While Edge soldiers on producing bare-bones shows, a number of larger, more ambitious companies have folded. Along with the venerable Hollywood Playhouse, this year's list includes Dreamers Theatre in Coral Gables, On the Boards in Dania Beach, and the Juggerknot Theatre in Miami. This has generated a flurry of e-mails from and to local theater pros offering postmortems. Since any number of causes might be cited -- recession, war, mismanagement and poor marketing, fierce competition for audiences -- there's no simple explanation for the trend.
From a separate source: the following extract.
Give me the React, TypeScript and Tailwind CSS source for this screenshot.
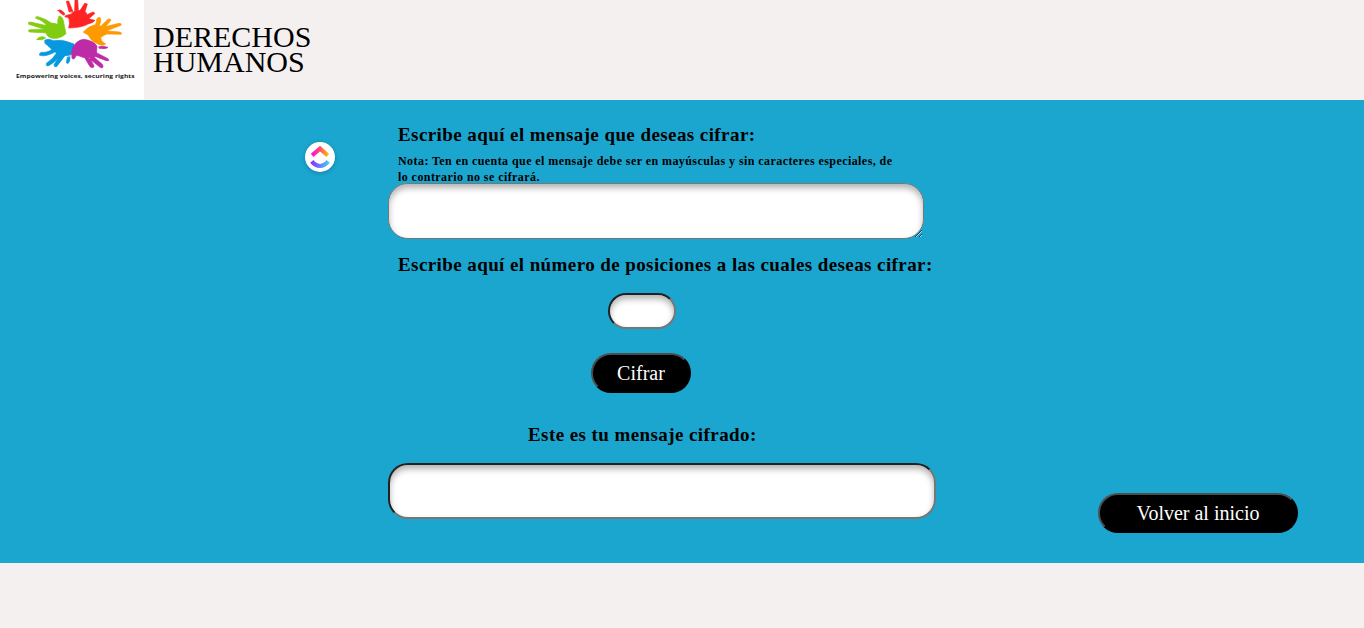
import React from "react";

function HandsLogo() {
  return (
    <svg viewBox="0 0 432 300" className="block h-[100px] w-[144px] shrink-0 bg-white" aria-label="Empowering voices, securing rights">
      <g strokeLinecap="round" strokeLinejoin="round" strokeWidth="2">
        <g fill="#ff2424" stroke="#ff2424">
          <path d="M196 47 L214 42 Q222 30 245 32 L259 38 Q259 50 264 55 Q275 60 285 61 Q280 69 264 72 Q248 83 206 84 Q211 68 207 56 Q204 50 196 51Z" />
          <path d="M207 35 L199 4 L206 3 L219 35Z M224 32 L225 -4 L233 -4 L235 32Z M239 33 L254 10 L262 12 L254 38Z" />
          <path d="M174 31 Q178 27 188 34 Q198 42 192 46 Q181 42 174 31Z M252 48 L279 36 L285 40 L262 60Z" />
        </g>
        <g fill="#80cc10" stroke="#80cc10">
          <path d="M140 73 Q155 65 173 73 Q172 58 177 48 Q187 48 190 62 L198 101 Q181 117 157 115 Q139 111 137 95Z" />
          <path d="M144 82 Q132 62 107 55 Q105 49 114 50 Q139 56 157 72Z M141 90 L86 73 Q83 65 91 66 L145 78Z M141 99 L88 96 Q82 91 88 89 L143 87Z" />
          <path d="M111 119 Q113 110 130 110 L137 114 Q126 122 111 119Z" />
        </g>
        <g fill="#ff9900" stroke="#ff9900">
          <path d="M250 96 Q265 78 286 74 Q291 66 290 57 Q297 48 302 55 Q303 69 298 77 Q319 82 325 98 Q313 106 302 112 Q302 124 317 132 Q307 140 289 130 Q274 125 265 106Z" />
          <path d="M303 78 L325 57 Q335 56 332 62 L313 84Z M311 81 L357 70 Q366 70 363 76 L318 93Z M315 92 L359 96 Q368 98 363 103 L313 102Z" />
        </g>
        <g fill="#0799df" stroke="#0799df">
          <path d="M135 120 Q145 114 161 122 Q187 118 205 126 L222 132 Q225 149 212 165 Q193 170 176 164 L153 146 Q142 135 135 130Z" />
          <path d="M163 142 Q147 160 123 157 Q116 163 119 166 Q139 172 170 153Z M173 154 Q159 178 139 190 Q137 200 146 197 Q169 186 184 160Z M183 159 L162 194 Q161 202 170 200 L197 164Z M202 172 L199 188 Q203 195 209 184 L210 171Z" />
        </g>
        <g fill="#bd2ba6" stroke="#bd2ba6">
          <path d="M218 144 Q229 120 252 118 Q282 122 291 139 L289 166 Q277 177 248 172 Q234 165 228 167 Q223 182 216 175 Q212 160 218 144Z" />
          <path d="M297 140 Q309 137 324 142 Q320 148 298 145Z M278 152 L324 176 Q331 183 319 182 L276 166Z M269 160 L307 193 Q313 206 302 203 L259 169Z M251 168 L270 200 Q281 207 282 198 L265 165Z" />
        </g>
      </g>
      <text x="48" y="233" textLength="356" lengthAdjust="spacingAndGlyphs" fontFamily="'Open Sans', sans-serif" fontWeight="700" fontSize="18" fill="#252525">
        Empowering voices, securing rights
      </text>
    </svg>
  );
}

function AssistantBadge() {
  return (
    <div className="flex h-[30px] w-[30px] items-center justify-center rounded-full bg-white shadow-[0_1px_4px_rgba(0,0,0,0.25)]">
      <svg width="30" height="30" viewBox="0 0 30 30" fill="none">
        <defs>
          <linearGradient id="chevron" x1="6" y1="10" x2="24" y2="10" gradientUnits="userSpaceOnUse">
            <stop stopColor="#ff02f0" />
            <stop offset="0.5" stopColor="#ff4f68" />
            <stop offset="1" stopColor="#ffc800" />
          </linearGradient>
          <linearGradient id="curve" x1="6" y1="20" x2="24" y2="20" gradientUnits="userSpaceOnUse">
            <stop stopColor="#8930fd" />
            <stop offset="1" stopColor="#49ccf9" />
          </linearGradient>
        </defs>
        <path d="M7.2 13.3 15 6.6l7.8 6.7" stroke="url(#chevron)" strokeWidth="4.2" />
        <path d="M6.8 19.4Q10.5 24 15 24t8.2-4.6" stroke="url(#curve)" strokeWidth="4.2" />
      </svg>
    </div>
  );
}

export default function App() {
  return (
    <div className="min-h-[628px] bg-[#f5f0f0] font-['Liberation_Serif',serif] text-black">
      <header className="flex h-[100px]">
        <HandsLogo />
        <h1 className="ml-[9px] mt-6 text-[30px] leading-[25px]">
          DERECHOS
          <br />
          HUMANOS
        </h1>
      </header>
      <main className="flex h-[463px] bg-[#1ba6cf]">
        <div className="ml-[305px] mt-[42px] w-[83px]">
          <AssistantBadge />
        </div>
        <form className="flex w-[548px] flex-col" onSubmit={(e) => e.preventDefault()}>
          <label htmlFor="message" className="ml-[10px] mt-6 h-[22px] whitespace-nowrap text-[19px] font-bold leading-[22px] tracking-[0.42px]">
            Escribe aquí el mensaje que deseas cifrar:
          </label>
          <p className="ml-[10px] mt-[7px] h-[30px] whitespace-nowrap text-[12px] font-bold leading-4 tracking-[0.43px]">
            Nota: Ten en cuenta que el mensaje debe ser en mayúsculas y sin caracteres especiales, de
            <br />
            lo contrario no se cifrará.
          </p>
          <textarea id="message" className="block h-14 w-[536px] resize rounded-[20px] border border-[#767676] bg-white shadow-[inset_0_4px_6px_rgba(0,0,0,0.3)] outline-none" />
          <label htmlFor="positions" className="ml-[10px] mt-[15px] h-[22px] whitespace-nowrap text-[19px] font-bold leading-[22px] tracking-[0.41px]">
            Escribe aquí el número de posiciones a las cuales deseas cifrar:
          </label>
          <input id="positions" className="ml-[220px] mt-[17px] h-9 w-[68px] rounded-[20px] border-2 border-b-[#767676] border-l-[#212121] border-r-[#767676] border-t-[#212121] bg-white shadow-[inset_0_4px_6px_rgba(0,0,0,0.3)] outline-none" />
          <button className="ml-[203px] mt-6 h-10 w-[100px] rounded-[20px] border-2 border-b-black border-l-[#4c4c4c] border-r-black border-t-[#4c4c4c] bg-black text-[20px] leading-[22px] text-white">
            Cifrar
          </button>
          <label htmlFor="result" className="ml-[140px] mt-[31px] h-[22px] whitespace-nowrap text-[19px] font-bold leading-[22px] tracking-[0.42px]">
            Este es tu mensaje cifrado:
          </label>
          <input id="result" readOnly className="mt-[17px] h-14 w-[548px] rounded-[20px] border-2 border-b-[#767676] border-l-[#212121] border-r-[#767676] border-t-[#212121] bg-white shadow-[inset_0_4px_6px_rgba(0,0,0,0.3)] outline-none" />
        </form>
        <button className="mb-[30px] ml-[162px] h-10 w-[200px] self-end rounded-[20px] border-2 border-b-black border-l-[#4c4c4c] border-r-black border-t-[#4c4c4c] bg-black text-[20px] leading-[22px] text-white">
          Volver al inicio
        </button>
      </main>
    </div>
  );
}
In the case of the Hollywood Playhouse, though, there's a historical trajectory that seems to have led to its current plight. During most of the Playhouse's long life, it was a community theater, springing from a tradition that is almost extinct in South Florida. Community theaters were created for dues-paying amateurs, with compensation for putting on shows coming in the form of enjoyment, not money. Still popular in the Midwest, community theaters exist for the fun of it; they're places where bankers, bakers, and sales reps can get a kick out of acting, designing, or crewing a show that's being put on for friends and neighbors. Community theaters foster social cohesion and neighborliness, and the dramatic product is really a byproduct. The shows are rarely top-rank, but the love of theater (and the habit of theater-going) is fostered, and large-cast chestnuts, often too expensive for the pro troupes, can be produced.
While local show-biz pros have focused on the publicity and marketing weaknesses of recently deceased theaters, perhaps more attention should go into long-range audience development, not from persuasion but from participation. When arts are cut back in the schools, young people have fewer chances to participate in theater, music, and dance, and they become more likely to view these as just more entertainment products to consume when they grow up. The real solution to audience development for professional arts organizations may lie not in slicker marketing or better management but in the old-fashioned, community-building amateurism of community theaters. Bring back the good, old, school play.